The vote for the 120-seat assembly is seen as a test of the international community's efforts to build a multi-ethnic democracy in the southern Serbian province, administered by the United Nations since NATO bombing forced Belgrade troops to withdraw in June 1999.

But it has been marred by calls for ethnic Serbs to boycott the vote over security fears after 19 people died when mobs from the ethnic Albanian majority rioted through Serb villages in March, the worst violence here since the war.

Some 2,000 extra NATO peacekeepers have been deployed to Kosovo to secure the election. The Kosovo force (KFOR) is already the North-Atlantic alliance's biggest mission with some 19,000 troops in the field. Kosovo police spokesman Refki Morina said police were also out in force, with all 6,000 local officers on duty "to ensure security and safety".

UN officials said no incidents had been reported in the first hours of voting and turnout was just over five percent of 1.3 million registered voters. Kosovo's chief UN administrator, Soren Jessen-Petersen, said the election marked a "turning point" and would set the stage for a UN review of democracy standards early next year and possible talks on final status.

Wahlen in Kosovo UN Søren Jessen Petersen

U.N-The Head of the United Nations mission in Kosovo Soren Jessen Petersen.

He urged the province's ethnic Serb minority to participate and vowed to make their safety a top priority. "Kosovo's Serbs need legitimately elected leaders who can engage with the challenges ahead," he wrote Saturday in the International Herald Tribune. "Since ethnic Albanians rioted against minority Serbs in March, the damage has begun to be repaired and Kosovo has moved forward," Jessen-Petersen said.

Serbs stay home

But in the northern, mainly Serb town of Zvecan a lone voter had cast his ballot 90 minutes after the polls opened.

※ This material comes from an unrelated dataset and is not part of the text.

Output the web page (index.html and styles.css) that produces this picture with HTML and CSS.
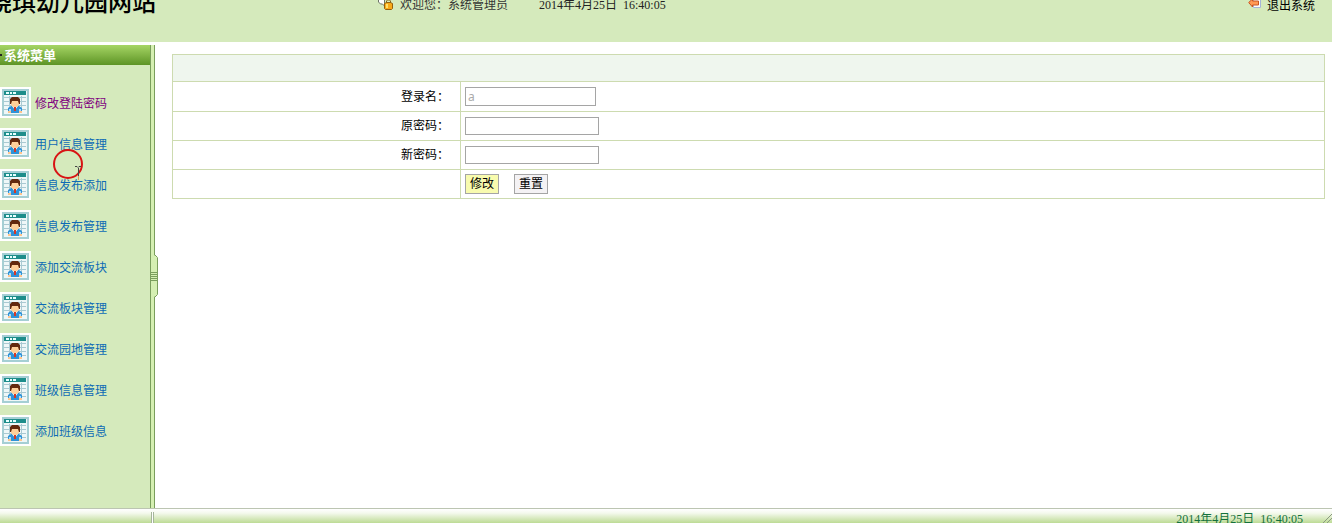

Kosovo Serb leaders gathered in a nearby Orthodox church to light candles a symbol of hope.

"We haven't noticed that elections are being held today," said Milan Ivanovic, a prominent Kosovo Serb. However another Serb politician, Oliver Ivanovic, said he would encourage his supporters to vote. "It is obvious that there is no other solution, that only with our energy and powers we can take up responsibilities for our future," he said.

Ethnic Albanians demand complete independence from Serbia but ethnic Serbs and the government in Belgrade insist that the territory is an inalienable part of the former Yugoslav republic. Analysts believe a boycott will deprive the Serbs of legitimate leaders to participate in any future talks on the province's status and the future of the UN protectorate.

Kosovo President Ibrahim Rugova, an ethnic Albanian, said the vote was "a great and important date for the independence of Kosovo. I believe that all citizens will vote as these elections are important for the formal recognition of independence," he said after casting his ballot.

More than 33 political groups and 30 independent candidates are taking part in the election. The latest surveys show that no party will win enough votes to control the parliament and form a government by itself. Some 12,000 local and international observers are on hand to look for irregularities. The first unofficial results are expected this weekend.